**Recorded information**.

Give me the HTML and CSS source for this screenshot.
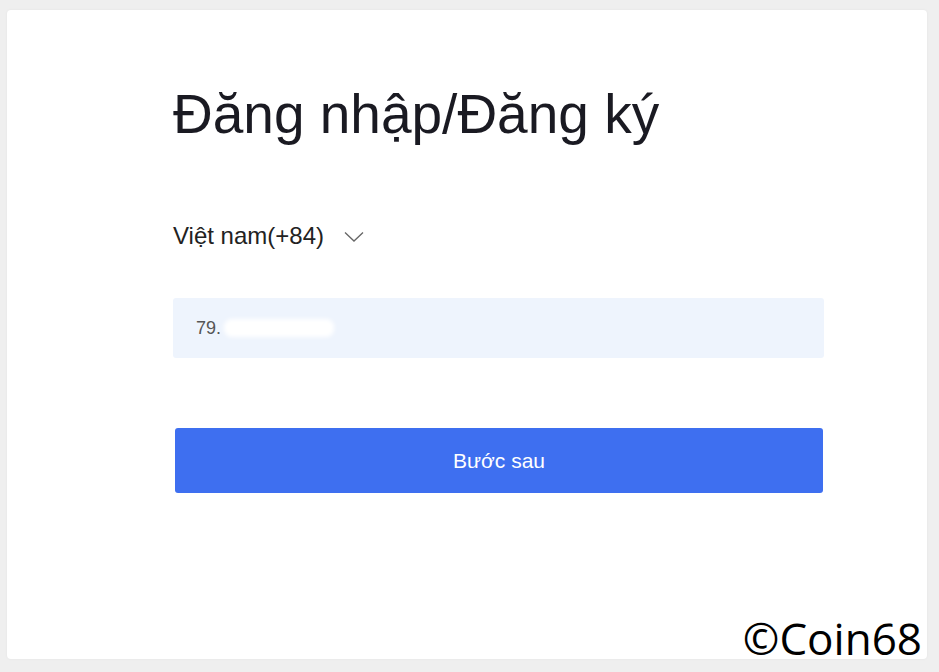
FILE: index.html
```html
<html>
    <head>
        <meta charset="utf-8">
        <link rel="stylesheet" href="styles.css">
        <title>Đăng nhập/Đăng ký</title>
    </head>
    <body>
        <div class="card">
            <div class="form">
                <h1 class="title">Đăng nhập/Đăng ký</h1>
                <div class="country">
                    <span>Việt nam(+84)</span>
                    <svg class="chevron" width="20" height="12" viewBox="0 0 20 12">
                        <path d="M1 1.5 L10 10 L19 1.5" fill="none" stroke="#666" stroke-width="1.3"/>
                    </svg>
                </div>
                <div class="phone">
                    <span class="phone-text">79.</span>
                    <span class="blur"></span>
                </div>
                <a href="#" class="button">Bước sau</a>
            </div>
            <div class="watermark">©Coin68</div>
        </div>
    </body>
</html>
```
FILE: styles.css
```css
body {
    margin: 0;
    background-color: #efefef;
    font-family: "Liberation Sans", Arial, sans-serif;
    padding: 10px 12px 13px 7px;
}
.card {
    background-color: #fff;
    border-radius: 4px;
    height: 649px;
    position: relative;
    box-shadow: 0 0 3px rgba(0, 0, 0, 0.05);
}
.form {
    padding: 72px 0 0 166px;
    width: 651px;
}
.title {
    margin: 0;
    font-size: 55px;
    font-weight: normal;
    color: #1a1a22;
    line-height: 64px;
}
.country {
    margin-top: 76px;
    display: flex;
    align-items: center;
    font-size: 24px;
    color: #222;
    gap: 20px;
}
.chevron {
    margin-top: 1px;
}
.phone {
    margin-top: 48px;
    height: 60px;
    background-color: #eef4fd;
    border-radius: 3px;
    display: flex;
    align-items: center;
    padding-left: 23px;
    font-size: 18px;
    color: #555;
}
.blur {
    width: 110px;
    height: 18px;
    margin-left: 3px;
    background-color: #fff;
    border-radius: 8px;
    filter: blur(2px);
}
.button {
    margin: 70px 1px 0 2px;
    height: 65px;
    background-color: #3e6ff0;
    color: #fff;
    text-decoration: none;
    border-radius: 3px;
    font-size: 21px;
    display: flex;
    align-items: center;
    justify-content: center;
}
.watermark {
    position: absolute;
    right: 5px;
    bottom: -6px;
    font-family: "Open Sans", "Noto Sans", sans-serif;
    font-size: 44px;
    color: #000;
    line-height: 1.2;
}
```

**Problem**.
Copy the material above in full and exactly, skipping pictures.

**Task output**.
Give me the HTML and CSS source for this screenshot.
FILE: index.html
```html
<html>
    <head>
        <meta charset="utf-8">
        <link rel="stylesheet" href="styles.css">
        <title>Đăng nhập/Đăng ký</title>
    </head>
    <body>
        <div class="card">
            <div class="form">
                <h1 class="title">Đăng nhập/Đăng ký</h1>
                <div class="country">
                    <span>Việt nam(+84)</span>
                    <svg class="chevron" width="20" height="12" viewBox="0 0 20 12">
                        <path d="M1 1.5 L10 10 L19 1.5" fill="none" stroke="#666" stroke-width="1.3"/>
                    </svg>
                </div>
                <div class="phone">
                    <span class="phone-text">79.</span>
                    <span class="blur"></span>
                </div>
                <a href="#" class="button">Bước sau</a>
            </div>
            <div class="watermark">©Coin68</div>
        </div>
    </body>
</html>
```
FILE: styles.css
```css
body {
    margin: 0;
    background-color: #efefef;
    font-family: "Liberation Sans", Arial, sans-serif;
    padding: 10px 12px 13px 7px;
}
.card {
    background-color: #fff;
    border-radius: 4px;
    height: 649px;
    position: relative;
    box-shadow: 0 0 3px rgba(0, 0, 0, 0.05);
}
.form {
    padding: 72px 0 0 166px;
    width: 651px;
}
.title {
    margin: 0;
    font-size: 55px;
    font-weight: normal;
    color: #1a1a22;
    line-height: 64px;
}
.country {
    margin-top: 76px;
    display: flex;
    align-items: center;
    font-size: 24px;
    color: #222;
    gap: 20px;
}
.chevron {
    margin-top: 1px;
}
.phone {
    margin-top: 48px;
    height: 60px;
    background-color: #eef4fd;
    border-radius: 3px;
    display: flex;
    align-items: center;
    padding-left: 23px;
    font-size: 18px;
    color: #555;
}
.blur {
    width: 110px;
    height: 18px;
    margin-left: 3px;
    background-color: #fff;
    border-radius: 8px;
    filter: blur(2px);
}
.button {
    margin: 70px 1px 0 2px;
    height: 65px;
    background-color: #3e6ff0;
    color: #fff;
    text-decoration: none;
    border-radius: 3px;
    font-size: 21px;
    display: flex;
    align-items: center;
    justify-content: center;
}
.watermark {
    position: absolute;
    right: 5px;
    bottom: -6px;
    font-family: "Open Sans", "Noto Sans", sans-serif;
    font-size: 44px;
    color: #000;
    line-height: 1.2;
}
```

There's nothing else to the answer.